飲酒喫煙歴のある方は、喉も食道も診てもらいましょう‥

 私の専門は食道で、中でも食道がんの診断と治療を中心に診療を行っています。食道がんは中高年男性に多く、特に過度の飲酒喫煙歴のある方がなりやすいと言われています。また日本人に多い胃がんや喉の入口である咽頭(いんとう),喉頭(こうとう)がんと重複して起りやすいという特徴もあります。胃がん検診はバリウムを飲むX線検査が中心でしたが、現在は「胃カメラ」が主流になりつつあります。食道や喉は胃カメラの通り道、せっかく検査を受けるなら「喉」も「食道」も見てもらいましょう。

進化している経鼻内視鏡

 でも、胃カメラ‥苦しい検査ですよね。一回受けたけど苦しかった。そういう方は少なくないと思います。ぐっすり寝かせてもらわないと困る・・・しかし、時代は変わりました。細くて鼻から挿入できる経鼻内視鏡(けいびないしきょう)の登場です。

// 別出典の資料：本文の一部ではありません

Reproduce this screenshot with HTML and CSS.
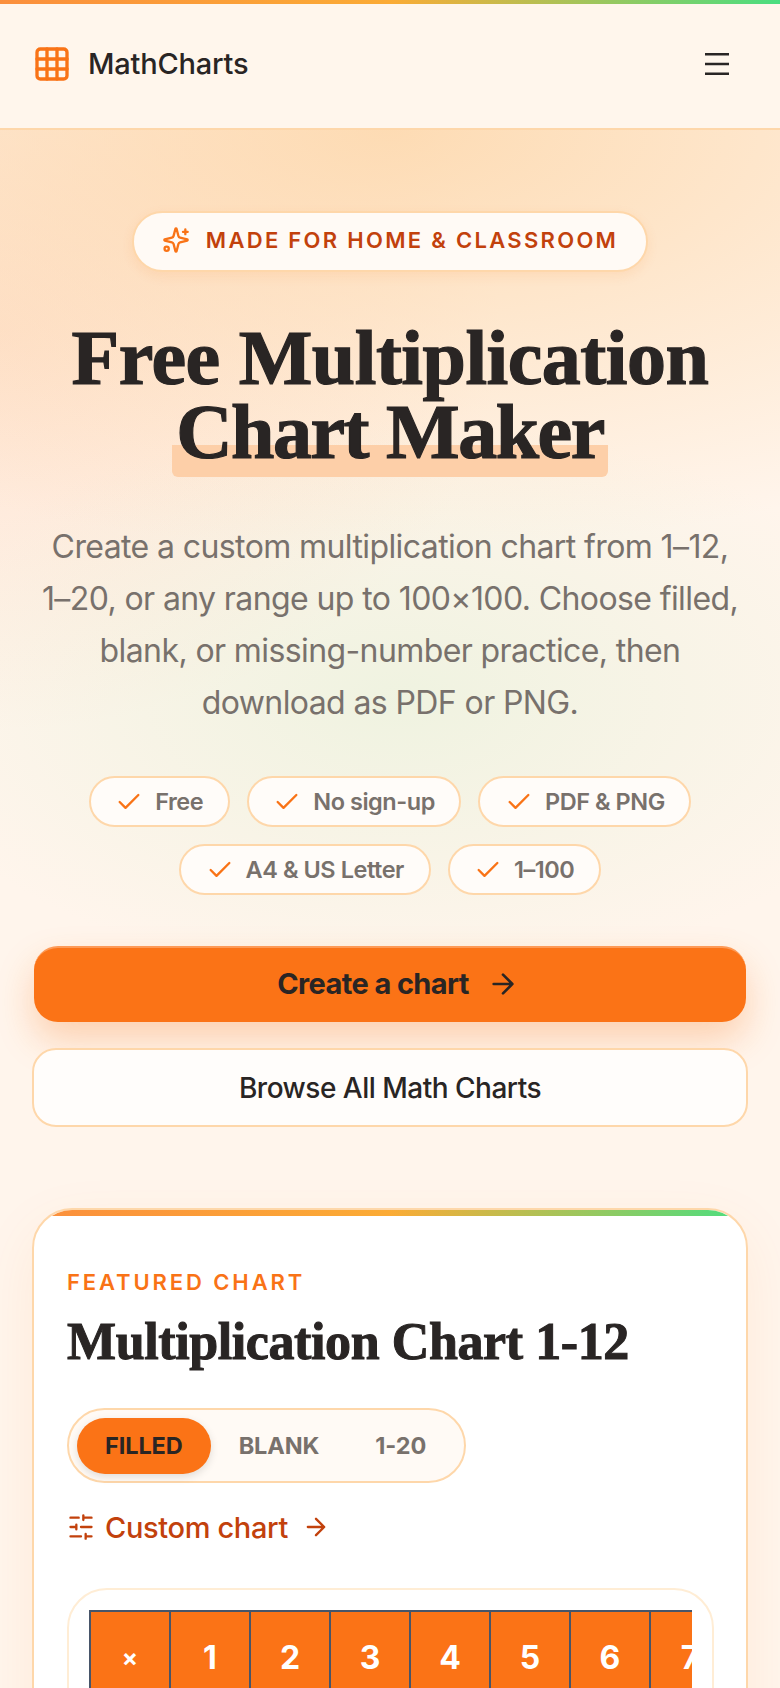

 私が初めて経鼻内視鏡を手にしたのは2005年、「苦しくない検査」ということで患者さんの間では評判になりましたが、医者の立場からすると、画質が悪く、がんを見落とすのではないかという不安がありました。しかし、ここ10年で大きく進歩、画質や操作性が格段に良くなり、口から入れる内視鏡と遜色のない検査が出来るようになりました。現在、当院で胃や食道の内視鏡検査をするときは、そのほとんどを鼻から入れています。一度、口から内視鏡を受けて「もう二度と受けたくない」と思った方にも有効な検査方法です。

 経鼻内視鏡は、カメラが喉を通過する時にオエッとなりにくく、苦しくないだけではなく喉をじっくり、よく観察できるという利点があります。喉といえば耳鼻咽喉科の守備範囲ですが、最近では胃カメラを受ける際に喉をよく診てもらうことで早期発見できる「喉のがん」が急増しています。日本では、食道や咽頭・喉頭のがんは、胃がんや大腸がんに比べると頻度は低いのですが、お酒を飲んですぐ赤くなり、だんだん飲めるようになった方はハイリスクで、特に注意が必要です。しかも、当院の成績によると、食道がんの4人に1人は下咽頭がん、下咽頭がんの2人に1人は食道がんと、その多くが重複していることもわかってきました。

経鼻内視鏡で患者さんの協力を得ながら

 食道や咽頭にできたがんの治療は結構厄介です。早期に見つかれば軽い負担で治療できますが、進行していると声を失うなど,肉体的,精神的,経済的にも非常に大きな負担がかかる治療になってしまいます。早期発見が何より重要です。「お酒が大好き」というリスクのある方は是非検査を受けて下さい。当院では,「口から」では見えにくい場所も「鼻から」「鎮静しない」検査で患者さんと協力することで死角の少ない観察法を考案、10年前から取り組んでいます。
代表例を動画で示します

①一連の工程をガイドつきで(動画①)「アイーン」の姿勢から(下顎を前に突き出す)から開始

②口腔内をまず観察,口腔底癌の発見(動画②)

③鼻から入れて「アッカンベー」させながら内視鏡を反転し,中咽頭を見る(動画③)

④頬を大きく「アップップ」のように膨らませて下咽頭癌を発見(動画④)

⑤下咽頭の正中から食道に挿入し頸部食道進行癌と食道表在癌を発見(動画⑤)

鎮静しない検査だから観察できる

 鎮静剤を使って眠っているうちに検査をすることもありますが、眠っていると①でお示ししたような動作ができなくなります。また日本消化器内視鏡学会のアンケート調査(2008~2012 年)で鎮静することにもリスクがあり、経口内視鏡 1000 万件に 13 件の死亡例あり、一方、経鼻内視鏡 100 万件中、死亡例は0件と報告されています。そこまで観察しなくていいから眠っているうちに済ませる方がいいか、少し頑張ってでも癌が隠れていないか確かめてもらう方がいいか‥ ご自身でも考えてみてください。そして、よくお酒を飲む方で気になる方は、内視鏡検査を受ける直前に「喉も食道もよく見てもらえますか」と確認しましょう。

 経鼻内視鏡ならではのメリットをひとりでも多くの方に提供したい。そしてがんで命を落とす人を減らしたい。それを叶えていくための一助になれば‥と、私は将来的に大学病院初の経鼻内視鏡センター設立を目指しています。ここで若い先生方が経鼻内視鏡のスキルを学び、ノウハウを蓄積して全国に広げてほしい‥と、切に願っています。